2017 IAAF World Championships

Get To Know The 2017 IAAF Athletes Of The Year

Get To Know The 2017 IAAF Athletes Of The Year

Analysis of how the IAAF selected little-known athletes Mutaz Essa Barshim of Qatar and Nafissatou Thiam of Belgium as the 2017 male and female World Athletes of the Year.

Nov 28, 2017 by Johanna Gretschel
Get To Know The 2017 IAAF Athletes Of The Year
At this past weekend's IAAF Athletic Awards, the international governing body of track and field named Mutaz Essa Barshim of Qatar and Nafissatou Thiam of Belgium as the 2017 male and female World Athletes of the Year.
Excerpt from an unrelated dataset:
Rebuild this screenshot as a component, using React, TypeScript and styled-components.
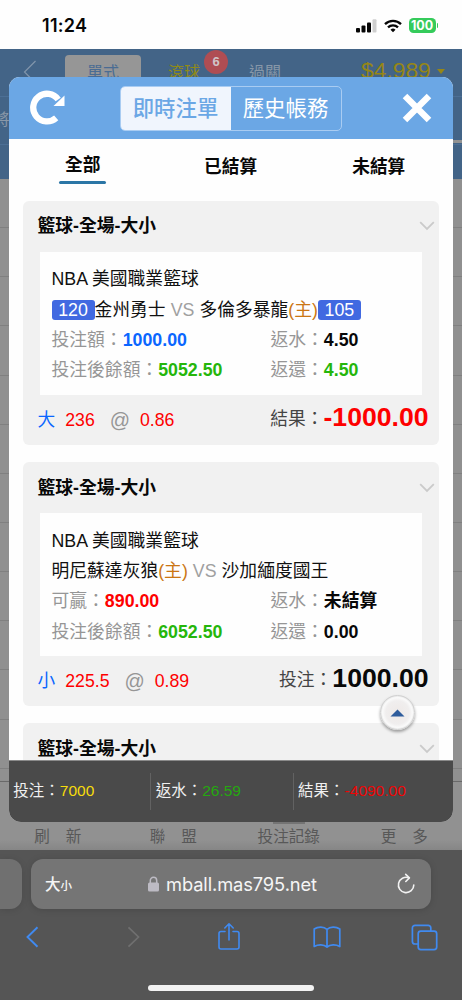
import React from "react";
import styled, { createGlobalStyle, css } from "styled-components";

const GlobalStyle = createGlobalStyle`
  * { box-sizing: border-box; }
  html, body { margin: 0; padding: 0; }
  body {
    width: 462px;
    height: 1000px;
    overflow: hidden;
    background: #fff;
    font-family: "Liberation Sans", "Noto Sans CJK TC", sans-serif;
    white-space: nowrap;
  }
`;

const Screen = styled.div`
  position: relative;
  width: 462px;
  height: 1000px;
  overflow: hidden;
  display: flex;
  flex-direction: column;
`;

/* ---------- status bar ---------- */

const StatusBar = styled.header`
  flex: none;
  height: 49px;
  display: flex;
  justify-content: space-between;
  padding: 15px 24px 0 42px;
  background: #fefefe;
`;

const Clock = styled.time`
  font: 600 18px/21px Inter, sans-serif;
  letter-spacing: 0.3px;
  color: #060606;
`;

const StatusIcons = styled.div`
  display: flex;
  height: 21px;
  align-items: center;
`;

const Battery = styled.div`
  margin-left: 7px;
  width: 27px;
  height: 15px;
  border-radius: 4.5px;
  background: #35cb5b;
  color: #fff;
  font: 700 12.5px/15px Inter, sans-serif;
  text-align: center;
  letter-spacing: -0.1px;
`;

const BatteryNub = styled.div`
  width: 1.5px;
  height: 5px;
  margin-left: 1px;
  border-radius: 0 2px 2px 0;
  background: #35cb5b;
`;

/* ---------- dimmed page behind the dialog ---------- */

const Backdrop = styled.div`
  flex: none;
  height: 801px;
  display: flex;
  flex-direction: column;
  background: #909090;
`;

const SiteHeader = styled.div`
  height: 48px;
  flex: none;
  display: flex;
  align-items: flex-start;
  background: #436487;
  border-bottom: 1px solid #4c6f95;
`;

const SiteBack = styled.svg`
  margin: 11px 0 0 23px;
  width: 14px;
  height: 24px;
`;

const SiteTab = styled.span<{ $active?: boolean; $color: string }>`
  height: 34px;
  margin-top: 6px;
  font-size: 16px;
  line-height: 35px;
  text-align: center;
  color: ${(p) => p.$color};
  ${(p) =>
    p.$active &&
    css`
      width: 76px;
      margin-left: 28px;
      border-radius: 4px 4px 0 0;
      background: #969696;
    `}
`;

const LiveTab = styled(SiteTab)`
  margin-left: 27px;
`;

const PassTab = styled(SiteTab)`
  margin-left: 21px;
`;

const LiveCount = styled.span`
  width: 24px;
  height: 24px;
  margin: 1px 0 0 4px;
  border-radius: 50%;
  background: #af4d53;
  color: #cfc4c8;
  font: 700 13px/24px "Liberation Sans", sans-serif;
  text-align: center;
`;

const Balance = styled.span`
  margin: 8px 0 0 80px;
  font-size: 22.8px;
  line-height: 26px;
  color: #968616;
`;

const Caret = styled.span`
  margin: 20px 0 0 6px;
  border: 4.5px solid transparent;
  border-top: 5.5px solid #968616;
  border-bottom: 0;
`;

const SubHeader = styled.div`
  height: 48px;
  flex: none;
  background: #436487;
  border-bottom: 1px solid #4c6f95;
  color: #8a98a8;
  font-size: 15.5px;
  line-height: 46px;
  text-indent: -6px;
`;

const SubHeaderStrip = styled.div`
  height: 34px;
  flex: none;
  background: #436487;
`;

/* light seam that shows at the right edge above the strip */
const Seam = styled.div`
  height: 3px;
  margin: -5px 0 2px auto;
  width: 12px;
  flex: none;
  background: #939393;
`;

const Row = styled.div`
  height: 49.15px;
  flex: none;
  border-bottom: 1px solid #808080;
`;

const LastRow = styled.div`
  flex: 1;
  border-bottom: 1px solid #696969;
`;

const SiteNav = styled.nav`
  height: 68px;
  flex: none;
  display: flex;
  background: linear-gradient(#919191 0, #919191 58px, #868686 68px);
`;

const SiteNavItem = styled.span<{ $spaced?: boolean; $active?: boolean }>`
  flex: 1;
  display: flex;
  flex-direction: column;
  align-items: center;
  font-size: 15.6px;
  line-height: 24px;
  color: #585858;
  word-spacing: ${(p) => (p.$spaced ? "11.5px" : "0")};
  &::before {
    content: "";
    width: 32px;
    height: 4px;
    margin: 38px 0 1px;
    background: ${(p) => (p.$active ? "#747474" : "transparent")};
  }
`;

/* ---------- browser chrome ---------- */

const BrowserBar = styled.footer`
  flex: none;
  height: 150px;
  display: flex;
  flex-direction: column;
  background: #555;
`;

const AddressRow = styled.div`
  display: flex;
  height: 59px;
  padding-top: 9px;
  gap: 9px;
`;

const PreviousTab = styled.div`
  width: 22px;
  height: 50px;
  border-radius: 0 12px 12px 0;
  background: #707070;
  box-shadow: 0 1px 7px rgba(0, 0, 0, 0.12);
`;

const AddressField = styled.div`
  width: 400px;
  height: 50px;
  display: flex;
  align-items: center;
  border-radius: 12px;
  background: #757575;
  box-shadow: 0 1px 7px rgba(0, 0, 0, 0.15);
  color: #f5f5f5;
`;

const TextSize = styled.span`
  width: 102px;
  padding-left: 14px;
  font: 500 15.5px/24px "Noto Sans CJK TC", sans-serif;
  small { font-size: 11.5px; }
`;

const Host = styled.span`
  width: 230px;
  margin-left: 7px;
  font: 400 18.3px/24px Inter, sans-serif;
  letter-spacing: -0.1px;
`;

const ToolRow = styled.div`
  height: 56px;
  display: flex;
  justify-content: space-between;
  align-items: center;
  padding: 0 24px 0 26px;
`;

const HomeIndicator = styled.div`
  width: 166px;
  height: 6px;
  margin: 20px 0 0 148px;
  border-radius: 3px;
  background: #f2f2f2;
`;

/* ---------- dialog ---------- */

const Dialog = styled.section`
  position: absolute;
  left: 9px;
  top: 77px;
  width: 444px;
  height: 745px;
  display: flex;
  flex-direction: column;
  overflow: hidden;
  border-radius: 11px 11px 12px 12px;
  background: #fefefe;
`;

const DialogHeader = styled.div`
  height: 62px;
  flex: none;
  display: flex;
  align-items: center;
  padding: 0 21px;
  background: #6ba7e5;
`;

const Segments = styled.div`
  display: flex;
  width: 222px;
  height: 45px;
  margin: 0 auto 0 54px;
  border: 1px solid #a9ccf2;
  border-radius: 5px;
  overflow: hidden;
`;

const Segment = styled.button<{ $active?: boolean }>`
  flex: 1;
  padding: 0 1px 3px 0;
  border: 0;
  font: 400 21.4px/40px "Noto Sans CJK TC", sans-serif;
  background: ${(p) => (p.$active ? "#f0f5fd" : "transparent")};
  color: ${(p) => (p.$active ? "#6ba7e5" : "#fff")};
  font-weight: ${(p) => (p.$active ? 500 : 400)};
`;

const Filters = styled.div`
  height: 61.5px;
  flex: none;
  display: flex;
`;

const Filter = styled.div<{ $active?: boolean }>`
  width: 148.2px;
  display: flex;
  flex-direction: column;
  align-items: center;
  padding-top: ${(p) => (p.$active ? 10.5 : 12.5)}px;
  font-size: 17.7px;
  font-weight: 700;
  line-height: 30px;
  color: #080808;
  &:first-child { width: 147.5px; }
  &::after {
    content: "";
    display: ${(p) => (p.$active ? "block" : "none")};
    width: 47px;
    height: 3px;
    margin-top: 1px;
    border-radius: 2px;
    background: #2b76a6;
  }
`;

const CardList = styled.div`
  flex: 1;
  min-height: 0;
  overflow: hidden;
  padding: 0 14px;
`;

const Card = styled.article`
  height: 244.5px;
  margin-bottom: 16.8px;
  border-radius: 6px;
  background: #f1f1f1;
  font-size: 17.8px;
`;

const CardHeader = styled.div`
  height: 51.5px;
  display: flex;
  align-items: center;
  justify-content: space-between;
  padding: 0 4px 0 14.5px;
  font-weight: 700;
  line-height: 24px;
  color: #080808;
`;

const CardBody = styled.div`
  height: 142.5px;
  margin: 0 17px;
  padding: 12.3px 11.5px 0;
  background: #fefefe;
`;

const Line = styled.div`
  height: 30.3px;
  line-height: 30px;
  display: flex;
  align-items: center;
  color: #111;
`;

const Field = styled.div<{ $wide?: boolean }>`
  ${(p) => p.$wide && "width: 219px;"}
  color: #969696;
`;

const Value = styled.strong<{ $color: string }>`
  color: ${(p) => p.$color};
`;

const Score = styled.span`
  width: 43px;
  height: 20px;
  border-radius: 3px;
  background: #4169e1;
  color: #fff;
  line-height: 20px;
  text-align: center;
`;

const Versus = styled.span`
  margin: 0 5px;
  color: #a0a0a0;
`;

const Home = styled.span`
  color: #cb7614;
`;

const CardFooter = styled.div`
  height: 50.5px;
  display: flex;
  align-items: center;
  padding: 0 10.5px 0 14.5px;
  line-height: 24px;
`;

const Pick = styled.span<{ $color: string; $gap: number; $size?: number }>`
  margin-right: ${(p) => p.$gap}px;
  color: ${(p) => p.$color};
  font-size: ${(p) => p.$size ?? 17.7}px;
`;

const Outcome = styled.div`
  margin-left: auto;
  padding-bottom: 2px;
  display: flex;
  align-items: center;
  color: #444;
`;

const Amount = styled.strong<{ $color: string }>`
  height: 36px;
  font-size: 26.6px;
  line-height: 32px;
  color: ${(p) => p.$color};
`;

const Totals = styled.div`
  height: 62px;
  flex: none;
  display: flex;
  align-items: center;
  background: #4a4a4a;
  border-top: 1px solid #8a8a8a;
`;

const Total = styled.div<{ $color: string }>`
  width: 142.4px;
  height: 37px;
  padding-left: 4.3px;
  border-right: 1px solid #626262;
  font-size: 15.5px;
  line-height: 36px;
  color: #f0f0f0;
  &:last-child { border-right: 0; }
  span { color: ${(p) => p.$color}; }
`;

const TopButton = styled.button`
  position: absolute;
  left: 380px;
  top: 695px;
  width: 35px;
  height: 35px;
  padding: 0;
  display: flex;
  align-items: center;
  justify-content: center;
  border: 1px solid #d0d0d0;
  border-radius: 50%;
  background: radial-gradient(circle, #eee9e7 0, #f0eeee 50%, #fafafa 64%, #e6e6e6 72%);
  box-shadow: 0 2px 3px rgba(0, 0, 0, 0.35);
`;

type Bet = {
  match: React.ReactNode;
  stake: [string, string, string];
  balance: string;
  rebate: string;
  returned: [string, string];
  pick: [string, string, string];
  outcome: [string, string, string];
};

const bets: Bet[] = [
  {
    match: (
      <>
        <Score>120</Score>金州勇士<Versus>VS</Versus>多倫多暴龍<Home>(主)</Home>
        <Score>105</Score>
      </>
    ),
    stake: ["投注額：", "1000.00", "#0a66ff"],
    balance: "5052.50",
    rebate: "4.50",
    returned: ["4.50", "#25b60b"],
    pick: ["大", "236", "0.86"],
    outcome: ["結果：", "-1000.00", "#fe0000"],
  },
  {
    match: (
      <>
        明尼蘇達灰狼<Home>(主)</Home>
        <Versus>VS</Versus>沙加緬度國王
      </>
    ),
    stake: ["可贏：", "890.00", "#fe0000"],
    balance: "6052.50",
    rebate: "未結算",
    returned: ["0.00", "#080808"],
    pick: ["小", "225.5", "0.89"],
    outcome: ["投注：", "1000.00", "#080808"],
  },
];

const CardTitle = () => (
  <CardHeader>
    <span>籃球-全場-大小</span>
    <svg width="16" height="10" viewBox="0 0 16 10" fill="none" stroke="#cacaca" strokeWidth="1.8">
      <path d="M1.2 1.2 8 8l6.800-6.800" />
    </svg>
  </CardHeader>
);

const BetCard = ({ bet }: { bet: Bet }) => (
  <Card>
    <CardTitle />
    <CardBody>
      <Line>NBA 美國職業籃球</Line>
      <Line>{bet.match}</Line>
      <Line>
        <Field $wide>
          {bet.stake[0]}
          <Value $color={bet.stake[2]}>{bet.stake[1]}</Value>
        </Field>
        <Field>
          返水：<Value $color="#080808">{bet.rebate}</Value>
        </Field>
      </Line>
      <Line>
        <Field $wide>
          投注後餘額：<Value $color="#25b60b">{bet.balance}</Value>
        </Field>
        <Field>
          返還：<Value $color={bet.returned[1]}>{bet.returned[0]}</Value>
        </Field>
      </Line>
    </CardBody>
    <CardFooter>
      <Pick $color="#0a66ff" $gap={10}>{bet.pick[0]}</Pick>
      <Pick $color="#fe0000" $gap={15}>{bet.pick[1]}</Pick>
      <Pick $color="#969696" $gap={10} $size={20}>@</Pick>
      <Pick $color="#fe0000" $gap={0}>{bet.pick[2]}</Pick>
      <Outcome>
        {bet.outcome[0]}
        <Amount $color={bet.outcome[2]}>{bet.outcome[1]}</Amount>
      </Outcome>
    </CardFooter>
  </Card>
);

export default function App() {
  return (
    <Screen>
      <GlobalStyle />
      <StatusBar>
        <Clock>11:24</Clock>
        <StatusIcons>
          <svg width="21" height="14" viewBox="0 0 21 14">
            <rect x="0" y="9" width="4" height="4.500" rx="1" fill="#050505" />
            <rect x="5.500" y="6.500" width="4" height="7" rx="1" fill="#050505" />
            <rect x="11" y="3.500" width="4" height="10" rx="1" fill="#050505" />
            <rect x="16.500" y="0.300" width="4" height="13.200" rx="1" fill="#cfcfcf" />
          </svg>
          <svg width="18" height="14" viewBox="0 0 18 14" style={{ marginLeft: 7 }} fill="none" stroke="#050505" strokeWidth="2.300">
            <path d="M1 5.100a11.500 11.500 0 0 1 16 0" />
            <path d="M4 8.300a7.200 7.200 0 0 1 10 0" />
            <path d="M6.500 10.700a3.600 3.600 0 0 1 5 0L9 13.300z" fill="#050505" stroke="none" />
          </svg>
          <Battery>100</Battery>
          <BatteryNub />
        </StatusIcons>
      </StatusBar>

      <Backdrop>
        <SiteHeader>
          <SiteBack viewBox="0 0 14 24" fill="none" stroke="#8195ab" strokeWidth="1.200">
            <path d="M12.500 1 1.500 12l11 11" />
          </SiteBack>
          <SiteTab $active $color="#4a6c93">單式</SiteTab>
          <LiveTab $color="#8f8a18">滾球</LiveTab>
          <LiveCount>6</LiveCount>
          <PassTab $color="#8797a8">過關</PassTab>
          <Balance>$4,989</Balance>
          <Caret />
        </SiteHeader>
        <SubHeader>將</SubHeader>
        <Seam />
        <SubHeaderStrip />
        {Array.from({ length: 12 }, (_, i) => (
          <Row key={i} />
        ))}
        <LastRow />
        <SiteNav>
          <SiteNavItem $spaced>刷 新</SiteNavItem>
          <SiteNavItem $spaced>聯 盟</SiteNavItem>
          <SiteNavItem $active>投注記錄</SiteNavItem>
          <SiteNavItem $spaced>更 多</SiteNavItem>
        </SiteNav>
      </Backdrop>

      <BrowserBar>
        <AddressRow>
          <PreviousTab />
          <AddressField>
            <TextSize>
              大<small>小</small>
            </TextSize>
            <svg width="11" height="16" viewBox="0 0 11 16" style={{ marginLeft: 15 }}>
              <rect x="0" y="6.500" width="11" height="9" rx="1.500" fill="#bdbbc4" />
              <path d="M2.300 7V4.500a3.200 3.200 0 0 1 6.400 0V7" fill="none" stroke="#bdbbc4" strokeWidth="1.500" />
            </svg>
            <Host>mball.mas795.net</Host>
            <svg width="20" height="22" viewBox="0 0 20 22" fill="none" stroke="#f2f2f2" strokeWidth="1.600" strokeLinecap="round" strokeLinejoin="round">
              <path d="M12.700 4.700A7.700 7.700 0 1 0 17.800 12" />
              <path d="M9.700 1.400l3.700 3.500-3.600 3.600" />
            </svg>
          </AddressField>
        </AddressRow>
        <ToolRow>
          <svg width="13" height="22" viewBox="0 0 13 22" fill="none" stroke="#408af0" strokeWidth="1.900">
            <path d="M11.500 1.300 1.500 11l10 9.700" />
          </svg>
          <svg width="13" height="22" viewBox="0 0 13 22" fill="none" stroke="#707070" strokeWidth="1.700" style={{ marginLeft: 59 }}>
            <path d="M1.500 1.300 11.500 11l-10 9.700" />
          </svg>
          <svg width="24" height="30" viewBox="0 0 24 30" fill="none" stroke="#408af0" strokeWidth="1.600" strokeLinecap="round" strokeLinejoin="round" style={{ marginLeft: 49 }}>
            <path d="M8 9.500H4a2 2 0 0 0-2 2v13.500a2 2 0 0 0 2 2h16a2 2 0 0 0 2-2V11.500a2 2 0 0 0-2-2h-4M12 18V2M7.800 6 12 1.800l4.200 4.200" />
          </svg>
          <svg width="28" height="24" viewBox="0 0 28 24" fill="none" stroke="#408af0" strokeWidth="1.700" strokeLinejoin="round" style={{ marginLeft: 43 }}>
            <path d="M14 4.500C11 1.300 5 1.300 1.200 4v17.500c4-2.200 9.600-2.200 12.800.5 3.200-2.700 8.800-2.700 12.800-.5V4C23 1.300 17 1.300 14 4.500zV22" />
          </svg>
          <svg width="27" height="27" viewBox="0 0 27 27" fill="none" stroke="#408af0" strokeWidth="1.700" style={{ marginLeft: 42 }}>
            <rect x="7.200" y="7.200" width="18.500" height="18.500" rx="2.600" />
            <path d="M7.200 20H4a2.600 2.600 0 0 1-2.600-2.600V4A2.600 2.600 0 0 1 4 1.400h13.200A2.600 2.600 0 0 1 19.800 4v3.200" />
          </svg>
        </ToolRow>
        <HomeIndicator />
      </BrowserBar>

      <Dialog>
        <DialogHeader>
          <svg width="36" height="36" viewBox="0 0 36 36">
            <path d="M28.200 9.500A13.800 13.800 0 1 0 26.200 27.900" fill="none" stroke="#fff" strokeWidth="6.300" />
            <path d="M34.500 5.500v10.500H23.500z" fill="#fff" />
          </svg>
          <Segments>
            <Segment $active>即時注單</Segment>
            <Segment>歷史帳務</Segment>
          </Segments>
          <svg width="30" height="30" viewBox="0 0 30 30" stroke="#fff" strokeWidth="6.400">
            <path d="M3 3l24 24M27 3 3 27" />
          </svg>
        </DialogHeader>
        <Filters>
          <Filter $active>全部</Filter>
          <Filter>已結算</Filter>
          <Filter>未結算</Filter>
        </Filters>
        <CardList>
          {bets.map((bet, i) => (
            <BetCard key={i} bet={bet} />
          ))}
          <Card>
            <CardTitle />
          </Card>
        </CardList>
        <Totals>
          <Total $color="#f6dc0c">投注：<span>7000</span></Total>
          <Total $color="#25a80f">返水：<span>26.59</span></Total>
          <Total $color="#ee0505">結果：<span>-4090.00</span></Total>
        </Totals>
      </Dialog>

      <TopButton aria-label="回到頂部">
        <svg width="15" height="8" viewBox="0 0 15 8">
          <path d="M7.500.500 14.500 7.500H.500z" fill="#2e5c9c" />
        </svg>
      </TopButton>
    </Screen>
  );
}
Although they aren't as immediately recognizable as six-time IAAF Athlete of the Year Usain Bolt, both Thiam and Barshim were utterly dominant in their events this year. 


Thiam followed her 2016 Rio Olympic gold in the heptathlon with a World Championships gold this summer, plus moved to No. 3 on the all-time list with a 7,013-point performance in Gotzis.


Barshim was undefeated in all 11 of his high jump competitions this year, including the World Championships, and tallied nine of the best 11 jumps in the world for 2017.

This summer's underdog-themed World Championships, in which hardly any favorites retained their titles and upsets reigned supreme, helped hoist these fresh faces above the rest to earn IAAF Athlete of the Year.

A few specific moments come to mind.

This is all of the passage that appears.